PORTAGE | Some Portage City Council members are criticizing the mayor for sending snowplows to neighboring Gary on Wednesday to help with snow removal.
Mayor James Snyder said Thursday he reached out to Gary Mayor Karen Freeman-Wilson on Wednesday to offer assistance following this week's snow storm that dumped nearly 20 inches of snow in some parts of Gary.
He sent four snowplows to Gary to assist that city's crews to clean streets from 2:30 to 10:30 p.m. Two of the plows were called back to Portage in the late afternoon when snow began falling there again.
Snyder said he got the idea after he spoke with City Councilman Mark Oprisko, who told him the roads were impassable in some parts of Lake County and that Oprisko couldn't get to his business in Munster.
"I thought about how many of our residents who might not be able to get to work or residents from there who couldn't get to our stores," Snyder said.
Freeman-Wilson said she received a text from Snyder offering help.
"I looked at it from the perspective that we do mutual aid with fire and police," she said, adding her city was grateful for the help.
Oprisko, who led the criticism of Snyder's decision through a series of sometimes heated text messages between the mayor and City Council members Wednesday night, said he never suggested Snyder send city plows to help Gary or any other community.
"I'm highly irritated over this," Oprisko said Thursday.
"This has never been done before," he said, adding that while he believes mutual aid between communities is beneficial, that this week's snowstorm did not qualify as a catastrophe. "I could understand it if it was a tornado or a major fire. This was nothing major. It was a waste of our taxpayers' dollars. He should personally pay for it."
Oprisko said he also objected because Snyder did not consult the council, which is the fiscal body of the city, before sending the plows to Gary.
Council President Sue Lynch and member Liz Modesto agreed with Oprisko.
"I'm not opposed to helping out a community in a disaster," said Modesto, adding she didn't believe the snowstorm qualified. She also questioned taxing the limits of Portage's plow drivers who have worked hard this winter clearing Portage streets.
"I believe in mutual aid for the fire and police, but I'm not sure that extends to streets," said Lynch, adding making the decision without council input puts council members in a bad situation because they receive telephone calls from residents wanting to know what's happening.
"All we want is the facts, which is what we would have had had we been asked about it," she said.
Council member John Cannon said he supported Snyder's decision and believes he has the authority to make it without council input.
"We have to reach out to the communities that need help.
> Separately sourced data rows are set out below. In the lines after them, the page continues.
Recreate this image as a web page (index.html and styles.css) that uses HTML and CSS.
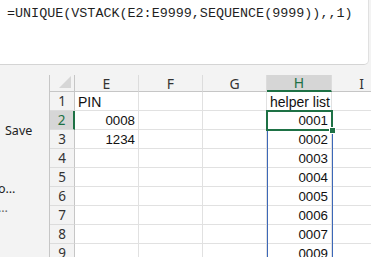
FILE: index.html
```html
<!DOCTYPE html>
<html>
<head>
<meta charset="utf-8">
<link rel="stylesheet" href="styles.css">
</head>
<body>
<div class="formula">=UNIQUE(VSTACK(E2:E9999,SEQUENCE(9999)),,1)</div>
<div class="main">
  <div class="side">
    <div class="side-save">Save</div>
    <div class="side-item">o…</div>
    <div class="side-item dots">…</div>
  </div>
  <div class="sheet">
    <div class="grid">
      <div class="corner"><span class="tri"></span></div>
      <div class="ch">E</div>
      <div class="ch">F</div>
      <div class="ch">G</div>
      <div class="ch sel">H</div>
      <div class="ch">I</div>

      <div class="rh">1</div>
      <div class="c">PIN</div><div class="c"></div><div class="c"></div><div class="c">helper list</div><div class="c"></div>

      <div class="rh sel">2</div>
      <div class="c r">0008</div><div class="c"></div><div class="c"></div><div class="c r">0001</div><div class="c"></div>

      <div class="rh">3</div>
      <div class="c r">1234</div><div class="c"></div><div class="c"></div><div class="c r">0002</div><div class="c"></div>

      <div class="rh">4</div>
      <div class="c"></div><div class="c"></div><div class="c"></div><div class="c r">0003</div><div class="c"></div>

      <div class="rh">5</div>
      <div class="c"></div><div class="c"></div><div class="c"></div><div class="c r">0004</div><div class="c"></div>

      <div class="rh">6</div>
      <div class="c"></div><div class="c"></div><div class="c"></div><div class="c r">0005</div><div class="c"></div>

      <div class="rh">7</div>
      <div class="c"></div><div class="c"></div><div class="c"></div><div class="c r">0006</div><div class="c"></div>

      <div class="rh">8</div>
      <div class="c"></div><div class="c"></div><div class="c"></div><div class="c r">0007</div><div class="c"></div>

      <div class="rh">9</div>
      <div class="c"></div><div class="c"></div><div class="c"></div><div class="c r">0009</div><div class="c"></div>
    </div>
    <div class="spill"></div>
    <div class="active"><span class="handle"></span></div>
  </div>
</div>
</body>
</html>
```
FILE: styles.css
```css
html, body {
  margin: 0;
  padding: 0;
}
body {
  width: 371px;
  height: 257px;
  overflow: hidden;
  background: #f3f3f3;
  font-family: "Liberation Sans", Arial, sans-serif;
}
.formula {
  box-sizing: border-box;
  width: 369px;
  height: 65px;
  background: #ffffff;
  border-bottom: 1px solid #d4d4d4;
  border-right: 1px solid #e0e0e0;
  border-bottom-right-radius: 5px;
  font-family: "Liberation Mono", monospace;
  font-size: 13.4px;
  line-height: 17px;
  padding: 5px 0 0 7px;
  color: #1f1f1f;
  white-space: nowrap;
}
.main {
  display: flex;
  height: 192px;
}
.side {
  width: 49px;
  flex: none;
  font-family: "Noto Sans", sans-serif;
  font-size: 12.5px;
  color: #222;
  overflow: hidden;
  white-space: nowrap;
}
.side-save {
  margin-top: 57px;
  padding-left: 5px;
  line-height: 17px;
}
.side-item {
  margin-top: 41px;
  line-height: 17px;
  margin-left: -2px;
}
.side-item.dots {
  margin-top: 2px;
  color: #666;
}
.sheet {
  position: relative;
  flex: 1;
  margin-top: 10px;
  overflow: hidden;
  border-left: 1px solid #c6c6c6;
}
.grid {
  display: grid;
  grid-template-columns: 25px 64px 64px 64px 65px 60px;
  grid-template-rows: 17px repeat(9, 19px);
  font-size: 14px;
}
.corner {
  position: relative;
  border-right: 1px solid #c6c6c6;
  border-bottom: 1px solid #c6c6c6;
  box-sizing: border-box;
}
.tri {
  position: absolute;
  right: 3px;
  bottom: 3px;
  width: 0;
  height: 0;
  border-left: 12px solid transparent;
  border-bottom: 12px solid #d6d6d6;
}
.ch {
  box-sizing: border-box;
  border-right: 1px solid #dcdcdc;
  border-bottom: 1px solid #c6c6c6;
  text-align: center;
  font-family: "Noto Sans", sans-serif;
  font-size: 14px;
  line-height: 17px;
  color: #333;
}
.ch.sel {
  background: #d6d6d6;
  color: #1e7145;
  border-bottom: 2px solid #1e7145;
  line-height: 16px;
}
.rh {
  box-sizing: border-box;
  border-right: 1px solid #c6c6c6;
  border-bottom: 1px solid #dcdcdc;
  text-align: center;
  font-family: "Noto Sans", sans-serif;
  font-size: 13.5px;
  line-height: 19px;
  color: #333;
}
.rh.sel {
  background: #d6d6d6;
  color: #1e7145;
  border-right: 2px solid #1e7145;
}
.c {
  box-sizing: border-box;
  background: #ffffff;
  border-right: 1px solid #e1e1e1;
  border-bottom: 1px solid #e1e1e1;
  line-height: 20px;
  padding: 0 3px;
  color: #111;
  white-space: nowrap;
  overflow: hidden;
}
.c.r {
  text-align: right;
  font-size: 13.3px;
}
.spill {
  position: absolute;
  left: 217px;
  top: 36px;
  width: 64px;
  height: 200px;
  border-left: 1px solid #3c68b8;
  border-right: 1px solid #3c68b8;
}
.active {
  position: absolute;
  left: 216px;
  top: 35px;
  width: 63px;
  height: 17px;
  border: 2px solid #1e7145;
}
.handle {
  position: absolute;
  right: -5px;
  bottom: -5px;
  width: 5px;
  height: 5px;
  background: #1e7145;
  border: 1px solid #ffffff;
}
```
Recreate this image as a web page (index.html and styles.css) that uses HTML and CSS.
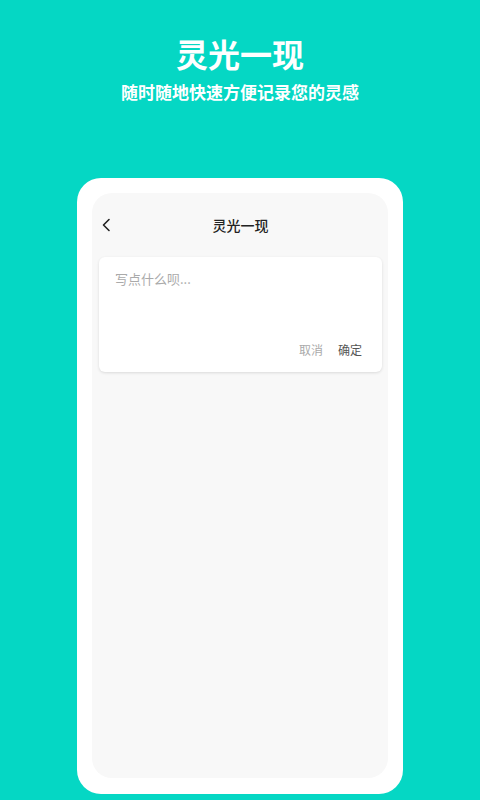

This was a catastrophic situation," he said, adding that 13 of his employees who live in Lake County couldn't get to work in Portage on Wednesday because of the snow.
Tim Bono, one of the plow drivers sent to Gary, said they helped in the Miller and Glen Park sections of the city, working with Gary drivers to open streets. Bono said drivers returned to Portage with full fuel tanks and salt supplies.
Snyder said he believes the gesture to Gary cost Portage residents less than $500.
"This administration will never apologize for helping our neighbors who faced disaster. By helping our neighbors in Gary, we helped Portage local businesses where some of those residents shop and work," Snyder said. "Our entire street department is holding their heads up high today because we were able to be on the giving end of help instead of the receiving end. The City Council should be holding theirs high as well."